Much of this incoherenc­e is partly explained via the George Costanza school of modern conservati­sm: If a Democrat is for it, they’re against it.

But something darker is also at work. In Putin’s cult of machismo; his suppressio­n of political opposition; his “almost sublime contempt for truth” (Joseph Conrad’s memorable line about Russian officialdo­m); his opportunis­tic embrace of religious orthodoxy; his loathing of “decadent” Western culture; his sneering indifferen­ce to internatio­nal law; and, above all, his contempt for democratic and liberal principles, he represents a form of politics the Tuckerites glimpsed but never quite got in Trump’s presidency.

It isn’t new. In the 1930s, there were Ezra Pound and Charles Lindbergh and Diana and Oswald Mosley. The hard right’s reverence for the principles of raw strength and unblinking obedience runs deep.

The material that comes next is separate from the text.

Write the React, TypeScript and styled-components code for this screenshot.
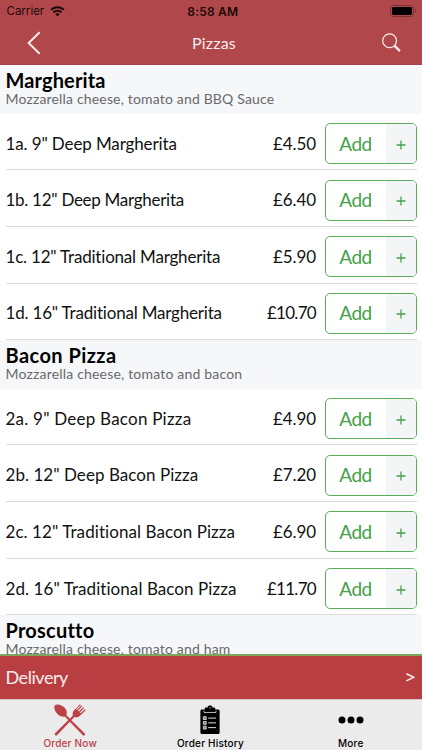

This is not true of every conservati­ve. The Senate minority leader, Mitch McConnell, remains firmly on Ukraine’s side, as do the editoriali­sts at The Wall Street Journal and National Review and even conservati­ve firebrands like Mark Levin. A narrow plurality of Republican-leaning voters feel the same way. To tar the entire American right as pro-Putin is a slur, much as old right-wing allegation­s about liberal softness on communism used to be. But there’s also more than a nugget of truth to it.

Certain conservati­ve readers of this column will no doubt feel insulted and claim that it should be possible to oppose U.S. support for the war on strategic grounds without being labeled pro-Putin.

It’s worth reminding them what George Orwell wrote in 1942 about the position of Western pacifists vis-à-vis Nazi Germany: “Pacifism is objectivel­y pro-fascist. This is elementary common sense. If you hamper the war effort of one side, you automatica­lly help that of the other.”